None of this will surprise anyone who has upset Polish nationalists in the past. Less expected, however, was the determined silence from the IPN, which commissioned Walkowski’s investigation. The IPN came under the control of the Law and Justice party (PiS) after its victories in the presidential and parliamentary elections of 2015. PiS’s links to nationalist activists have strengthened over the past decade as the smaller parties to its right have collapsed, bequeathing it many of their voters and politicians. PiS leaders repeat nationalist arguments that liberal elites at home and abroad are seeking to shame and weaken the country by obsessing over Polish crimes while ignoring or obscuring crimes against Poles. This chimes with the nationalist belief that the truth about KL Warschau, and, by extension, about Polish suffering, is being suppressed in the interests of American Jewry.
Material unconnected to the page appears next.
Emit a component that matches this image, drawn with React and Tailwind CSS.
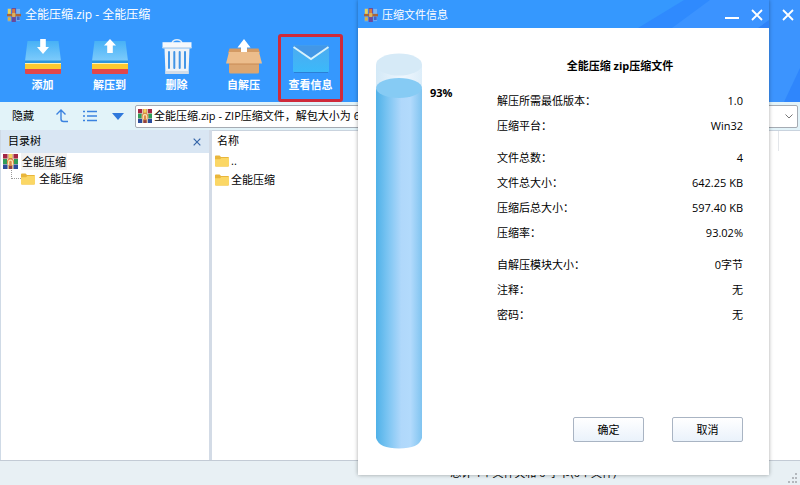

This convergence between PiS leaders and Trzcińska’s supporters means that the party has long supported those peddling the KL Warschau conspiracy theory. In 2014, PiS MEPs invited Mira Modelska-Creech, the most prominent proponent of the death camp theory since Trzcińska’s death, to give a lecture on KL Warschau to members of the European Parliament. In a letter to the head of the IPN, she suggested that liberal politicians have ‘concocted fake evidence in order to compensate Jewish circles, who have invested millions in the so-called “Holocaust Business” to enforce the thesis that only Jews died in camps’. I recently obtained a copy of a letter from Jarosław Kaczyński, the leader of PiS, to Modelska-Creech, in which he describes her activities as ‘worthy of particular support’, adding that ‘it is of fundamental importance that we do not neglect work on deepening historical awareness, especially among young people.’ After it took power, PiS disbanded the council of historians that adjudicated on public memorials, which had sided with protesters against the KL Warschau monuments. At the unveiling ceremony in Grochów, a PiS MP, Andrzej Melak, gave a speech describing the plaque as ‘living history, which every Pole should know’.
The IPN hasn’t publicised Walkowski’s findings, even though its prosecutors accepted his arguments and closed the investigation into KL Warschau in January 2017. In November last year I received a letter from an IPN prosecutor in Warsaw accepting the figure of twenty thousand victims and stating that the existence of ‘any camp infrastructure in the neighbourhood of the Warsaw West railway station or gas chambers used to exterminate prisoners in the tunnel under this railway station’ had been refuted ‘beyond any doubt’. This contradicted a separate communication I received from the IPN’s Office of Historical Research, which appeared to indicate that the issue was still undecided. It described the figure of two hundred thousand victims as not ‘sufficiently proved’, suggested that the existence of a gas chamber in the tunnel ‘cannot be ruled out’, and concluded that ‘undoubtedly the matter should be further examined by historians.’ The IPN has refused to respond to my inquiries regarding the contradiction between the two statements.
Last September , I went to one of the monthly masses dedicated to the victims of KL Warschau at the church of St Stanisław the Martyr in the western suburb of Wola, not far from the Józef Bem Street tunnel. This church also has a KL Warschau plaque, adorned with a despairing Jesus and a sea of skulls. It reads: ‘In Tribute to the 200,000 Poles Murdered by the German Occupiers in the Death Camp KL Warschau, in the Years 1942-1944.’ A bronze plate affixed to the plaque says: ‘On the basis of the book by Maria Trzcińska.’ After the mass, around forty people, almost all of them elderly, gathered outside to lay flowers, listen to speeches and sing the national anthem. Some carried banners and crosses and wore the white and red armbands of the soldiers of the Home Army.
The ceremony was followed by a procession from the church to the tunnel. Every twenty or thirty metres, the participants stopped, kneeled down and started praying. Muffled, mournful music emanated from a large speaker carried on a trolley. They were doing the Stations of the Cross. It was dark by the time we finally entered the tunnel. Above the graffiti that lined the walls were rows of little crosses. People lit candles and said prayers as the leader of the group explained that the tunnel’s ventilation system had been used as an instrument of mass murder thirty years before it had been installed. A couple of men noticed me taking notes. They were pleasant, inquisitive. One told me solemnly that the soil we had been walking on was mixed with the ashes of the victims of the gas chamber. When I asked him what he thought about those who disagreed that there had been a death camp here, he blamed pressure from ‘foreign interests’.
It’s perhaps unsurprising, given the decades of propaganda directed at Poles by various occupying powers, and the cover-up of real atrocities such as the mass execution of Polish officers by the Soviets at Katyń in 1940, that some should believe that a huge death camp in the nation’s capital could have been hidden for so long. The Germans did plan to enslave the Poles, murder the educated classes and eradicate the national culture, and they did succeed in destroying Warsaw. But they never attempted the systematic mass murder of all Polish citizens. The worst thing about being in that tunnel was not that the people around me believed that so many of their compatriots were gassed there. It was that they so desperately wanted it to be true.